Ok so what is it worth WITH the house on it? The dirt has x value because you can’t damage the dirt. So for all I care the lot can be worth a dollar. Were not talking about a empty lot. Were talking about not carrying enough insurance to make you whole in case of a total loss. The house has its own worth because it IS the improvement to the lot. So when your burns down the insurance pays to have a new house built on it. It’s called risk transfer.
That’s like buying a 50k vehicle cash then totaling it a day later and you being ok with getting wholesale value as a nsurance claim amount.
No, I’d have him take his money to recoup his costs and get out of the renting game. MY house is insured for what it would cost to rebuild, because I live there. I suggested he get insured for his costs plus clearing the wreckage, if the house gets totaled he needs to walk away, so the additional coverage isn’t worth it in my opinion.
I am speaking as someone that was investment insurance broker from 1972 until finally retired. I did not sell houses as personal residences, but bought hundreds of good quality newer houses in middle income developments as rentals. In addition was president of a large county wide rental owners and managers association for 3 years.
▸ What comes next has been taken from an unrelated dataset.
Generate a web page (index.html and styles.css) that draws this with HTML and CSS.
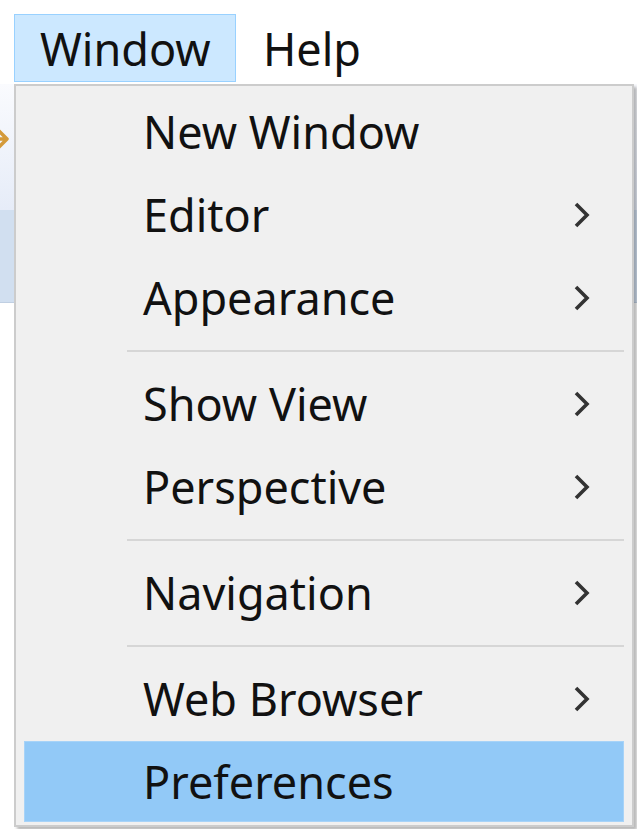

Every year we had an all day seminar with several speakers, such as a good real estate attorney, a speaker from the regional insurance office of the one with by far the best rental insurance provider, top CPA in region for rental properties, etc.
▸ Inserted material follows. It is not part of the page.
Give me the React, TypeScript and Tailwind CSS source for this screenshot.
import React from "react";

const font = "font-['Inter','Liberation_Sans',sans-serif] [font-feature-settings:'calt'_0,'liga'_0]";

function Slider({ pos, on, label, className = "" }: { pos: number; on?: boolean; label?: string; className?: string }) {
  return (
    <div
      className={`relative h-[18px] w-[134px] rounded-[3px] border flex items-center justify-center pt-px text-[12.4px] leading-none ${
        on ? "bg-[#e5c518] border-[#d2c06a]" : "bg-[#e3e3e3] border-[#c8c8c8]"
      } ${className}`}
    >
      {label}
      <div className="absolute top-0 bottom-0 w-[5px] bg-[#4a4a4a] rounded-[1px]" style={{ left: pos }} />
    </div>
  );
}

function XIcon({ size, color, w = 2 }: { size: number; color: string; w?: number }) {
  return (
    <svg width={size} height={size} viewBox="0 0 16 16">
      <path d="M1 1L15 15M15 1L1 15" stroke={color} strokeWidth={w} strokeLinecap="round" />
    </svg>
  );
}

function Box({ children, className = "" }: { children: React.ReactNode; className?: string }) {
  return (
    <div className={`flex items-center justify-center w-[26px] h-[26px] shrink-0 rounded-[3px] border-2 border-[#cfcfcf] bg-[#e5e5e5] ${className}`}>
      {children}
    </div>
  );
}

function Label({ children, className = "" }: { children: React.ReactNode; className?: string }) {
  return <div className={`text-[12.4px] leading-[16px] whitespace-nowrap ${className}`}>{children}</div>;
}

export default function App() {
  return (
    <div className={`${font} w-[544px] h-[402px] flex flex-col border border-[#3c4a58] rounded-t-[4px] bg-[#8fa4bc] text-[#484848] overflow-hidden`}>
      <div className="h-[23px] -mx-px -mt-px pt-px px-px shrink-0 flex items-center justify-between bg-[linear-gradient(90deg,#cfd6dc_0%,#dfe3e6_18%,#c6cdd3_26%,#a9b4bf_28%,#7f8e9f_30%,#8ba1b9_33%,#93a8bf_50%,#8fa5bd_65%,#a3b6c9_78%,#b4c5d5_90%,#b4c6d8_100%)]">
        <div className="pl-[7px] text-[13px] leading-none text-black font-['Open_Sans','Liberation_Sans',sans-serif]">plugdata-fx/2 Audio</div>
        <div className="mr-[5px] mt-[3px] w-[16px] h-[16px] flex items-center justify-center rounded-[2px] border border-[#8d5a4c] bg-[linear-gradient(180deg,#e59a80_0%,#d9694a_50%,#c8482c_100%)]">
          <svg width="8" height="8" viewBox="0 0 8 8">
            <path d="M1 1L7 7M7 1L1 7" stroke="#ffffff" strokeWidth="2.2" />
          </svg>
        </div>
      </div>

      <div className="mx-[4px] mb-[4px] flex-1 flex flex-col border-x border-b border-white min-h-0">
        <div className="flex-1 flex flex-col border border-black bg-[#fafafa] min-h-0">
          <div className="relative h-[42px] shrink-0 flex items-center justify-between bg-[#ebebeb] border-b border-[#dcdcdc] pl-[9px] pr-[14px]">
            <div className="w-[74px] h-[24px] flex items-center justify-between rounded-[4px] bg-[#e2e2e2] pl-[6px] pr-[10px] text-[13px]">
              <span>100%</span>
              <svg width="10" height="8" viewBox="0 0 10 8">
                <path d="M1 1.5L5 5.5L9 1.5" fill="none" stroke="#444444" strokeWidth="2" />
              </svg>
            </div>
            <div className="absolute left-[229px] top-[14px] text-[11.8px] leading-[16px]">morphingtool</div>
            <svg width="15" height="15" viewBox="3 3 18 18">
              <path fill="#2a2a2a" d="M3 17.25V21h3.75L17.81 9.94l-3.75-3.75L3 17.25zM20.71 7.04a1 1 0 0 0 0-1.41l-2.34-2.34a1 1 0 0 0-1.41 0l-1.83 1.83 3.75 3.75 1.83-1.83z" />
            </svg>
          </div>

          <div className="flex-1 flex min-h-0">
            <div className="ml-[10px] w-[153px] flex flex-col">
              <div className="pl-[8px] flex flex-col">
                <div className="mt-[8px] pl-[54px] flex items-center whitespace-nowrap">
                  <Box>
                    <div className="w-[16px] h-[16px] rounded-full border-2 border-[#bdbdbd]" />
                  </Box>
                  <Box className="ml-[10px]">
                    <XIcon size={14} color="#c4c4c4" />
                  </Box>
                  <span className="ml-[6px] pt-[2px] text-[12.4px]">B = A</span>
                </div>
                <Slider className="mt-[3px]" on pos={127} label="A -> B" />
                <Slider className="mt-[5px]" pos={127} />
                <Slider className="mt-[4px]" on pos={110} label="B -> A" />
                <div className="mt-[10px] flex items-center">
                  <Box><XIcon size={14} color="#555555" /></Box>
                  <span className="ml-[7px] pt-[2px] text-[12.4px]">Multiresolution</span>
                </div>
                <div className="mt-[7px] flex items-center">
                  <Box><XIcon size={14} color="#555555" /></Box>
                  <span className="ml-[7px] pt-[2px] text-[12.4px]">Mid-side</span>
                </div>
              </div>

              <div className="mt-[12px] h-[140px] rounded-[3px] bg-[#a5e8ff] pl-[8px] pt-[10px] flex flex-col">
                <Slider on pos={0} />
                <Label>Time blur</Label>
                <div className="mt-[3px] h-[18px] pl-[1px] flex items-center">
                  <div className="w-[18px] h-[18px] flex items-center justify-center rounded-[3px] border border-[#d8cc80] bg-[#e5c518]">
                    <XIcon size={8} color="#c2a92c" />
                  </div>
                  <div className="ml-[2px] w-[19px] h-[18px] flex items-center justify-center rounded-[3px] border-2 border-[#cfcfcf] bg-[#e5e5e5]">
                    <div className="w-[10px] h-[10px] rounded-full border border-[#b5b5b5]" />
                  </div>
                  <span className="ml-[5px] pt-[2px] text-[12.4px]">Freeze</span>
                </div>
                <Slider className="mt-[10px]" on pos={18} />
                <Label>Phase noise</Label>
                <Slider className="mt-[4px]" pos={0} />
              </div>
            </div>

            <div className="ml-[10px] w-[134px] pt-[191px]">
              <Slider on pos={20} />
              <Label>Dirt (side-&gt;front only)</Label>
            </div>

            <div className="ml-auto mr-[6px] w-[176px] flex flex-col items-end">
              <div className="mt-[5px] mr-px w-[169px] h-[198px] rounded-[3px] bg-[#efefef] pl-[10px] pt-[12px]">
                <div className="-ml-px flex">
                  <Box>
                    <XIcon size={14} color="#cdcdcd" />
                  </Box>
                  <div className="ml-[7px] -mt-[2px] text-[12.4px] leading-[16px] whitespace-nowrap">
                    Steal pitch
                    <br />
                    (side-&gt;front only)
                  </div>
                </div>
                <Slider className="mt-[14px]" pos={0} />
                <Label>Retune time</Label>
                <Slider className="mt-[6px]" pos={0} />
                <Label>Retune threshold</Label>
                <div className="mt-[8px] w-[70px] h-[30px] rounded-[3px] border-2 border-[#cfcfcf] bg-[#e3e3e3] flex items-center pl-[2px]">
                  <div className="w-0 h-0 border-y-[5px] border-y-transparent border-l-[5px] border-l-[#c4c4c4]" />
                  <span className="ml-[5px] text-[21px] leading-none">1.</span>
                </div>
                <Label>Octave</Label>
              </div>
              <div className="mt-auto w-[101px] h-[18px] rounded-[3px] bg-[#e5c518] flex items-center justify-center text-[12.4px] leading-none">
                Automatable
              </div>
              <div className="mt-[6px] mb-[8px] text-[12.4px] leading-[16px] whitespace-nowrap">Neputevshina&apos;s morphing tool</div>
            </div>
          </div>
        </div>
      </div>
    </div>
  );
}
Your insurance advice is bad, very bad. Insure for the replacement costs, if the home is destroyed. If the house burns down, he would walk away with the replacement value, which is apparently far above his total cost of the house which may be above the value the house and lot are worth f sold not burned down. Then sell the lot for more money.
If the house has some fire damage, and can be repaired, the insurance company will pay for damage based on the insured amount and what percentage of the insured property was damaged, and your dad sits there with a home he has to repair to rent or sell, and will have to come up with thousands of dollars to get it ready to sell or rent.
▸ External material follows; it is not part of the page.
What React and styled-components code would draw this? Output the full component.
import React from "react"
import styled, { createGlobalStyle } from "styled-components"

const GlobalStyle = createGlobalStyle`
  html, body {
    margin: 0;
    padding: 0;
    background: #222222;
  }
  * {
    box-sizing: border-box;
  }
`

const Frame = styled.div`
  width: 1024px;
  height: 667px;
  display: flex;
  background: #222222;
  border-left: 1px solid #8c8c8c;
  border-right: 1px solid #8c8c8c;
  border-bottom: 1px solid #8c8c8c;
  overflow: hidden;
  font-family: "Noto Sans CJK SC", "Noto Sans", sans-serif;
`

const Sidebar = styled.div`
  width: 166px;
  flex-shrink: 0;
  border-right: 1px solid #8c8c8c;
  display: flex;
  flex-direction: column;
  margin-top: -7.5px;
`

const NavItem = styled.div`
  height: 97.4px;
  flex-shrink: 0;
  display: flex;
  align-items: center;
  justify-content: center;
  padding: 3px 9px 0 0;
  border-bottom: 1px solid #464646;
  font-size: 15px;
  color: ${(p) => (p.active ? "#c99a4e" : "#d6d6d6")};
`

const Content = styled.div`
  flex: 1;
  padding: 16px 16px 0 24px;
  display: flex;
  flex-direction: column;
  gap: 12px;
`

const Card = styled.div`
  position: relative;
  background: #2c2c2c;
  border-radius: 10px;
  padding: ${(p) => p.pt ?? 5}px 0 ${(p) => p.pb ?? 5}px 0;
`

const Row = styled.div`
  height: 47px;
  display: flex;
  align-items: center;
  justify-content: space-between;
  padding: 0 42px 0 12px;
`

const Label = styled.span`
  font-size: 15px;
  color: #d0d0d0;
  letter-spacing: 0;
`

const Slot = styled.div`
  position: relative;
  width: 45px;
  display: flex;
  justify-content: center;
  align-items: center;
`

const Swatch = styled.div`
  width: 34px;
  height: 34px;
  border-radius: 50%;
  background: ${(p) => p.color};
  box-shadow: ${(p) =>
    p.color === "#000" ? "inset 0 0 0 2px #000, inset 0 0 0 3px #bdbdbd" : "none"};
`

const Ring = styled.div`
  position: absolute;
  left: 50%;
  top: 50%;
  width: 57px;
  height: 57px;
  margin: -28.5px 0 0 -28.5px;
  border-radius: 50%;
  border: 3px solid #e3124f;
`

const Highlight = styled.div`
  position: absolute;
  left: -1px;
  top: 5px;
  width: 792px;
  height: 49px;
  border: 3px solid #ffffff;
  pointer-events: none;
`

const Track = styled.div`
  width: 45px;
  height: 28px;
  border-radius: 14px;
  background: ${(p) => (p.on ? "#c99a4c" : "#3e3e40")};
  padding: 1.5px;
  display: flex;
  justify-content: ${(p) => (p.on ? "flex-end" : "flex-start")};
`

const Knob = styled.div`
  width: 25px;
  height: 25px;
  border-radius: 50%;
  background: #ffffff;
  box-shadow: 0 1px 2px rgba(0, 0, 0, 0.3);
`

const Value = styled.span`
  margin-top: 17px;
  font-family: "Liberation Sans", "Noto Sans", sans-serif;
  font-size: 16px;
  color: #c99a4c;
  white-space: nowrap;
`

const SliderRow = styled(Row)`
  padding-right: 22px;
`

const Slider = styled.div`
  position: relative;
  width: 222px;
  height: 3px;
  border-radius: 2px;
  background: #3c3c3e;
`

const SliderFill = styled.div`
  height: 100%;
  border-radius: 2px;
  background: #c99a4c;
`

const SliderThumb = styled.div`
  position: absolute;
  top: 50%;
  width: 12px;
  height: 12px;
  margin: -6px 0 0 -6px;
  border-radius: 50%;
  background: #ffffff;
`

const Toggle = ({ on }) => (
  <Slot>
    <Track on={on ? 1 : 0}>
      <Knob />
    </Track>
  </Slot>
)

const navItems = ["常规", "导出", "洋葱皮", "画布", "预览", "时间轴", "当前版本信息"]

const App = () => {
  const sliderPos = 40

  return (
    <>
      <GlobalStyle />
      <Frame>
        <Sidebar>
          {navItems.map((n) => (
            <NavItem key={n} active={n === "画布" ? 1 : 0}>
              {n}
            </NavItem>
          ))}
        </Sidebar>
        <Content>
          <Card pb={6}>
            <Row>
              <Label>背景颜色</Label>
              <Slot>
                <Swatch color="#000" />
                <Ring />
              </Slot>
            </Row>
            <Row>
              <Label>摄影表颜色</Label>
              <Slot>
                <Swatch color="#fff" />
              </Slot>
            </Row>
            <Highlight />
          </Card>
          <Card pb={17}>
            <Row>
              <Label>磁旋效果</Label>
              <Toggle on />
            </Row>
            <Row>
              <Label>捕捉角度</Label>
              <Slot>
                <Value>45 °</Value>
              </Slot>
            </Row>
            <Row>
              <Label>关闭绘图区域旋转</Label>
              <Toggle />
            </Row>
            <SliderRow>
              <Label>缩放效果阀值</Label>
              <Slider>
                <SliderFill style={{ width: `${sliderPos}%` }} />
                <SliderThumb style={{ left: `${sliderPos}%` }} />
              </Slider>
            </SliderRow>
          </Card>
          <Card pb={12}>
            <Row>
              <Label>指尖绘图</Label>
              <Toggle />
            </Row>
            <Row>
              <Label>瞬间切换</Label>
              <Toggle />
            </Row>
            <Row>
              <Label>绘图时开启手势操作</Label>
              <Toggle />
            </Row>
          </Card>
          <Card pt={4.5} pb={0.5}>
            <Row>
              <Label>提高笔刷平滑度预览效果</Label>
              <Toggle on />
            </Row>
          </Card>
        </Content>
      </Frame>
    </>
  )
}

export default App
Be sure it is a renters insurance, not a home owners policy, that does not cover the home if it is rented.
I am speaking as someone that was investment insurance broker from 1972 until finally retired. I did not sell houses as personal residences, but bought hundreds of good quality newer houses in middle income developments as rentals. In addition was president of a large county wide rental owners and managers association for 3 years. Every year we had an all day seminar with several speakers, such as a good real estate attorney, a speaker from the regional insurance office of the one with by far the best rental insurance provider, top CPA in region for rental properties, etc.
Your insurance advice is bad, very bad. Insure for the replacement costs, if the home is destroyed. If the house burns down, he would walk away with the replacement value, which is apparently far above his total cost of the house which may be above the value the house and lot are worth f sold not burned down. Then sell the lot for more money.
If the house has some fire damage, and can be repaired, the insurance company will pay for damage based on the insured amount and what percentage of the insured property was damaged, and your dad sits there with a home he has to repair to rent or sell, and will have to come up with thousands of dollars to get it ready to sell or rent.
Be sure it is a renters insurance, not a home owners policy, that does not cover the home if it is rented.
while h03 homeowners is for owner occupied only , the fact is they will pay for many types of claims regardless . but you have two problems .
the first is that it gives the insurer an out if it involves the tenants . you likely would have no issue with a burst pipe or storm damage claims but it does give the insurer an out since it is for owner occupied .
but the much much much bigger reason is a reason you would not even think of until it happens .
under most state laws anyone residing in your house is considered a household member after x-amount of hours . as a household member they become an insured under your policy .
if they steal , vandalize , arson or in any way damage the house , it is like an insurance job .
they are an insured the same as you are .
landlord insurance breaks the link to being a household member giving you protection from the tenants instead of insuring the tenants under your policy . .
Owning rental properties is like going into combat. You can learn a lot in basic training but you know nothing until you get shot at.
Yeah, I read the book when I got my first rental. Then had to learn the truth the hard way. Three rentals and 20 years later I got rid of them and never looked back.
THAT is a great analogy. I bought some rental properties in the early 1980s, and then came the Tax Reform Act of 1984, and DOWN went their value. The quality of tenants back then (for my one-bedroom apartments) was ghastly.
The happiest day of my life was the day I sold those turkeys.
Personally I couldn't be bothered with rental properties. Sure many I know do well, so they say, but I know more that regret their decision to become investment property owners. The one guy that I do know for a fact to be quite successful is the one that refers to himself as a slum lord. He's the true rags to riches, mega riches story, that I know.
Hope it ends well with your dad. Good luck.